In other coverage of the hung jury in the Spokesman-Review, a similar spin was evident. In an article written by Kelly McBride and Kim Barker, with Morlin and Welch contributing, it was stated that the defendants were all "guilty as sin." The holdout juror was said to be "going by his feelings and not by the evidence."

Nowhere in the pages of the Spokesman-Review was any attempt made to understand the holdout juror's views.

However in an article in the Coeur d'Alene Press newspaper (April 3, p. 8), the story was reported without the prejudice and hostility exhibited by the Spokane newspaper.

The Coeur d'Alene Press reported: "This juror was not convinced beyond a reasonable doubt,' the Spokane foreman said, 'He took that seriously."

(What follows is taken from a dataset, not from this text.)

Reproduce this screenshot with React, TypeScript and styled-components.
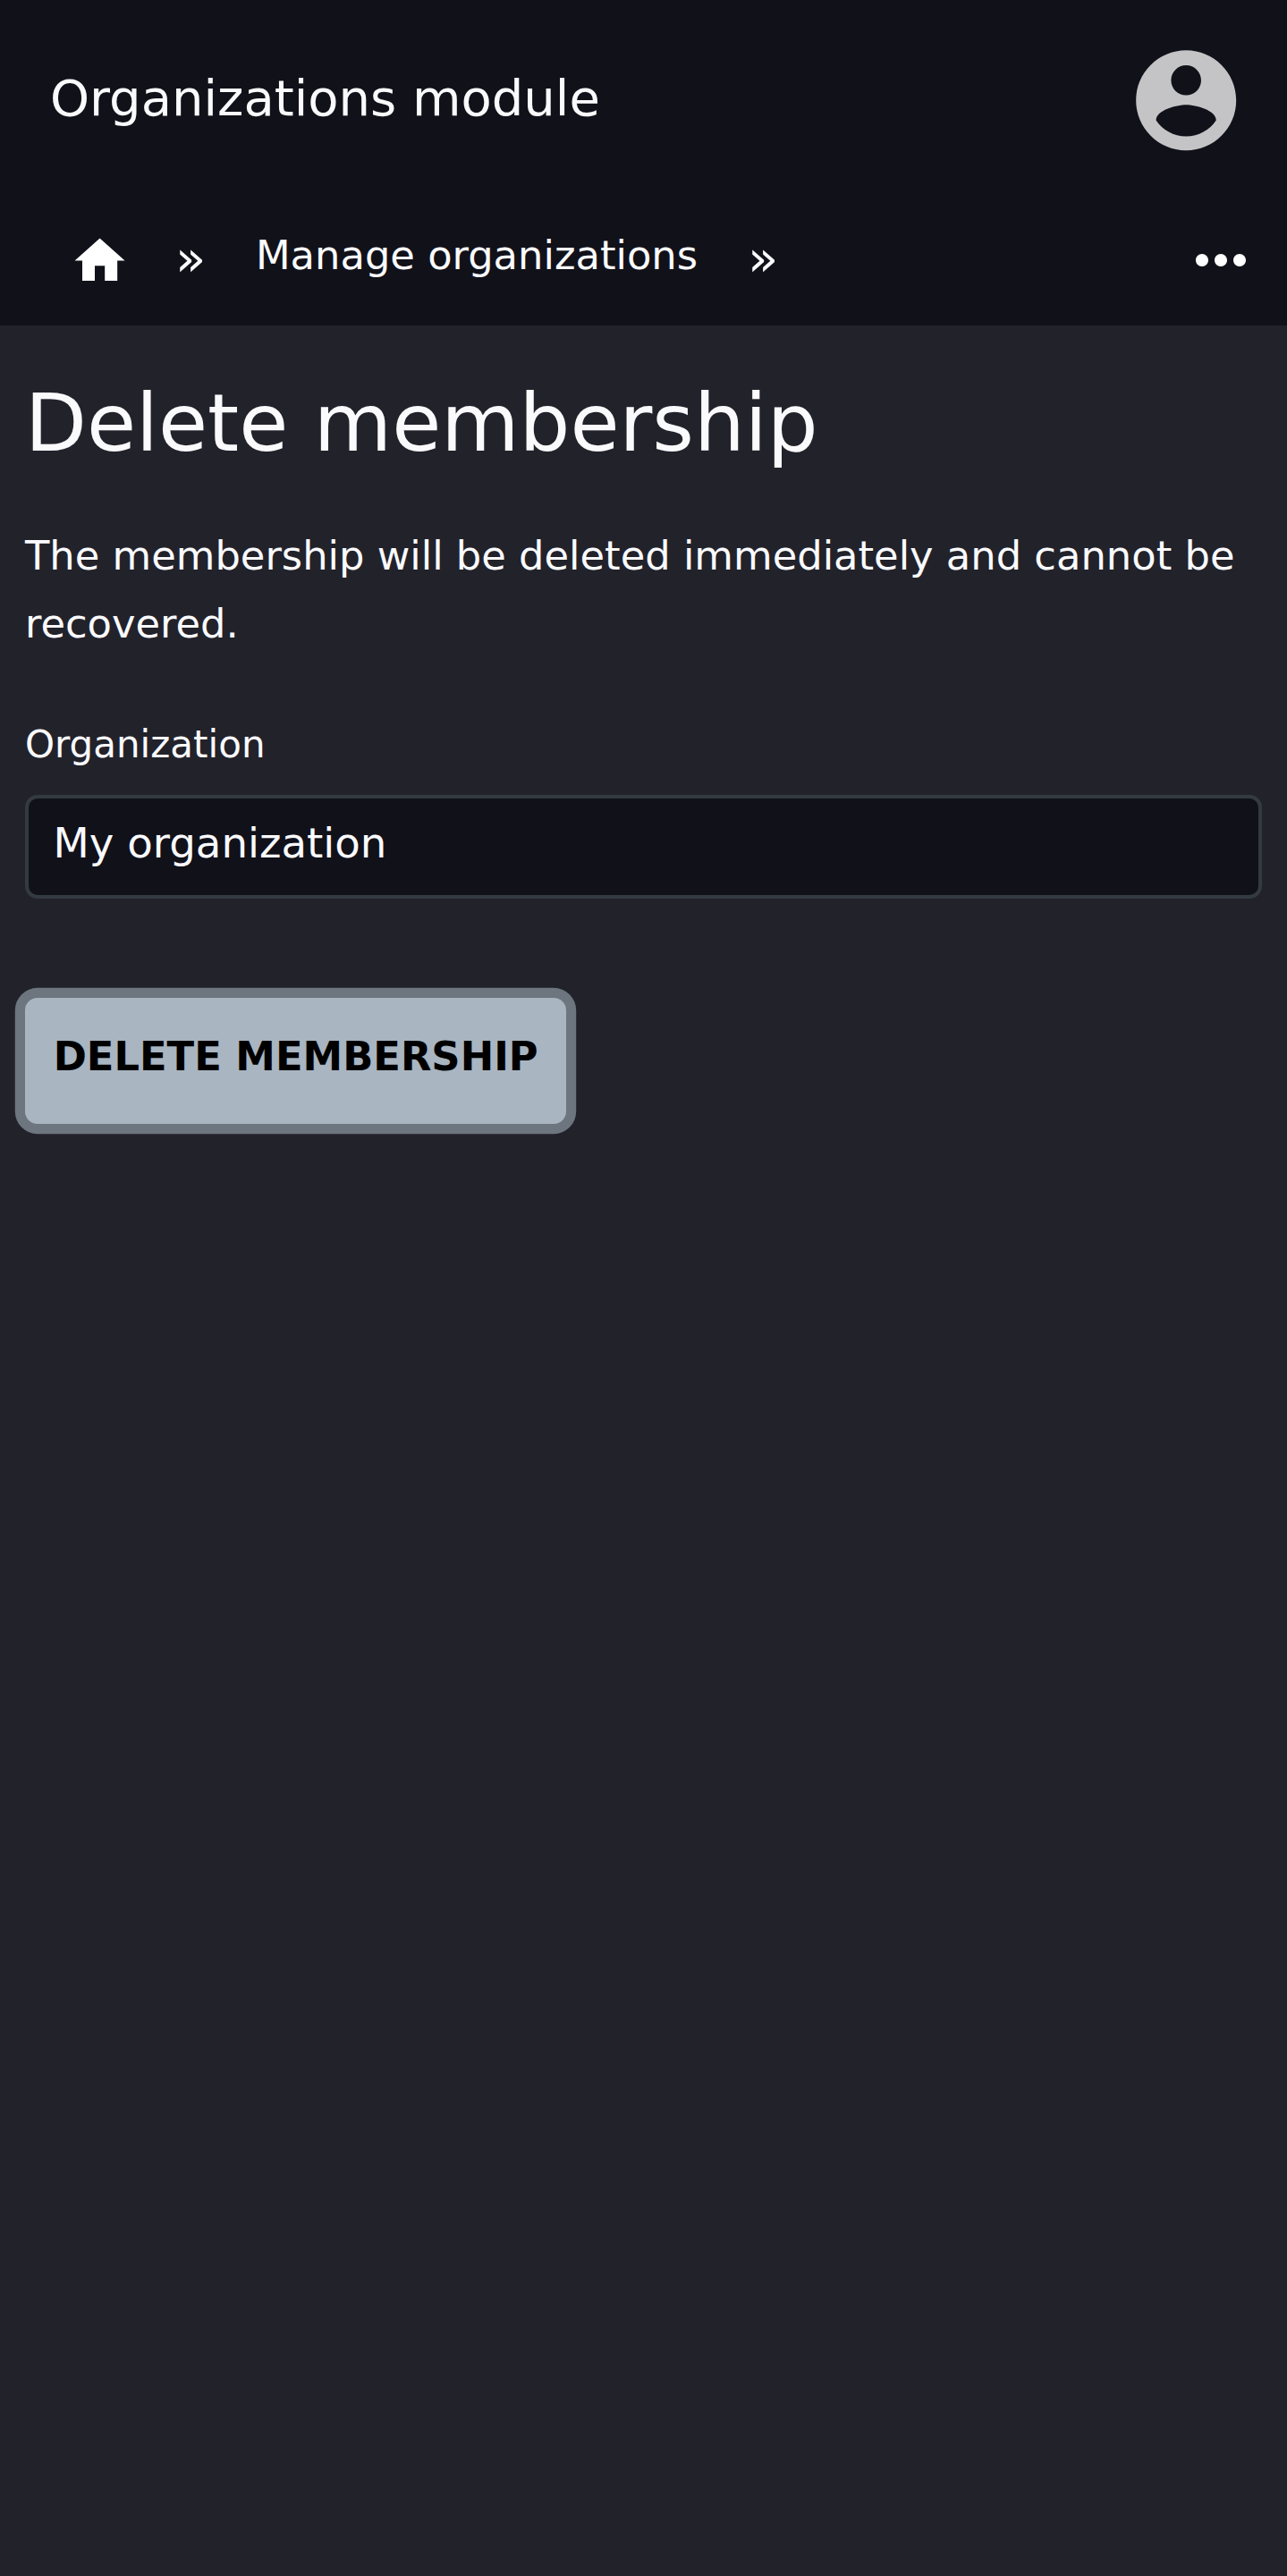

Precisely. Because the concept of reasonable doubt is the core of the issue for a conscientious juror on duty and the government's case was far from ironclad. If there is reasonable doubt, there cannot be a conviction.

The Federal prosecutors, even with Morlin's assistance, produced no conclusive evidence that the three defendants robbed the banks or perpetrated the bombings. One of the defendants had a telephone company employee testify and furnish an alibi for his whereabouts.

The juror who refused to convict on these charges was not a blind fool as Morlin and the Spokesman-Review implied, but a responsible independent who understood that FBI agents and government prosecutors have a proven track record for lying and fabricating "evidence."

In a follow-up April 4 article in the Spokesman-Review, "Prosecutors Seek New Trial in Bomb Case," Mr. Morlin pronounced his newspaper's inimitable presumption of 'guilty before being proven innocent,' concerning the defendants.

Our common law and American jurisprudence decree that all defendants are innocent until proven guilty. But Morlin wrote on April 4, 1997 (p. 12), "The three defendants were caught with grenades and stolen cars on Oct. 8 in Union Gap, Wash. after a squad of FBI agents followed them to a bank in Portland. An apparent holdup was averted when the FBI warned the bankers to lock their doors."

"An apparent holdup was averted"? How does Morlin and the Spokesman-Review know this? This was not the decision of the jury. What is the point of declaring the defendant's guilt in this matter except to suborn the jurors who are to be called in the forthcoming re-trial?

Morlin, by a subtle cue, is telling the jurors how they should vote, by pronouncing the defendants' guilty of attempted bank robbery, when no jury has done so and the matter is still at trial.

Here we observe the violation of the civil rights of these three defendants by the Spokesman-Review, which touts its fanatical commitment to the civil rights of some people from the rooftops.

But civil rights are meaningless if they are reserved for only certain chosen races or victim classes.

Christian defendants who are of that class of dissident known as separatists, have their common law and jurisprudential rights violated by the neo-Bolshevik news media, and it is not an issue for concern or protest. In fact, it is applauded. The exhibition of this double standard is what generates rage against the corrosive hypocrisy of Big Media.

The Spokesman-Review newspaper is losing it. It has become a shrill mouthpiece for the Federal government and the ADL.